Strong privacy laws ensuring Canadians’ personal information

 

Strong privacy laws ensuring Canadians’ personal information

 

Nov 3, 2018

Global Korean Post

 

The Government of Canada is ensuring that Canada has strong privacy laws that safeguard Canadians’ personal information while also supporting innovation.

 

Today, new requirements under commercial privacy law come into force. These requirements detail how businesses will alert individuals if their personal information is lost or stolen and impose new financial penalties if this isn’t done.  These new reporting requirements and penalties will lead to more careful protection of Canadians’ personal information and empower Canadians to protect themselves and their information.

 

Under the new requirements, organizations that experience a breach of data security safeguards involving personal information must do the following:

  • determine if the breach poses a real risk of significant harm to any individual whose personal information was involved in the breach;
  • notify affected individuals as soon as feasible of any breach that poses a real risk of significant harm;
  • report any data breach poses a real risk of significant harm to the Privacy Commissioner of Canada as soon as possible;
  • where appropriate, notify any third party that the organization experiencing the breach believes is in a position to mitigate the risk of harm; and
  • maintain a record of any data breach it becomes aware of and provide it to the Privacy Commissioner of Canada upon request.

 

The financial penalties a company must pay if it fails to report include potential fines of up to $100,000 for companies that knowingly fail to notify individuals or report a breach to the Office of the Privacy Commissioner of Canada.

 

The regulations are implemented under the Personal Information Protection and Electronic Documents Act (PIPEDA), Canada’s private-sector privacy law. The Act sets out the ground rules for how businesses collect, use or disclose personal information in the course of commercial activities.

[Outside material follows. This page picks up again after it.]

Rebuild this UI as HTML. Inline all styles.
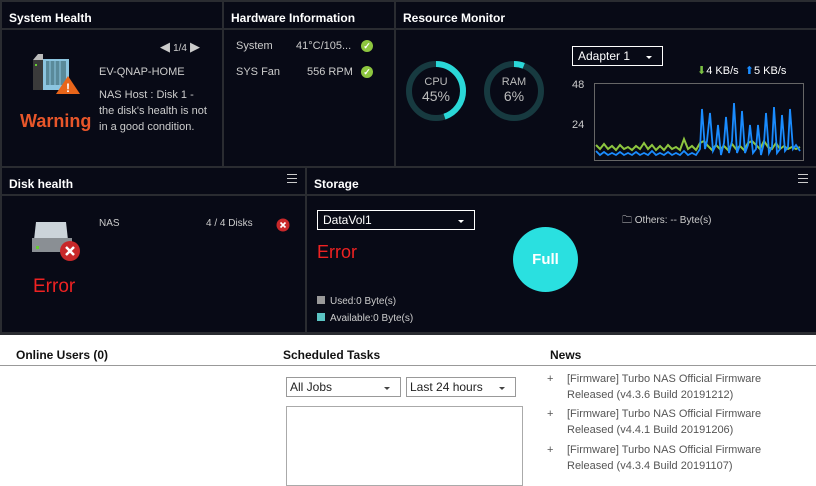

Guidance material published by the Office of the Privacy Commissioner of Canada provides more details for businesses on how they should comply with their new obligations.

The collection, retention, use and disclosure of personal information by government institutions are governed by the Privacy Act. Federal institutions are already required to report material privacy breaches to the Office of the Privacy Commissioner and to Treasury Board Secretariat.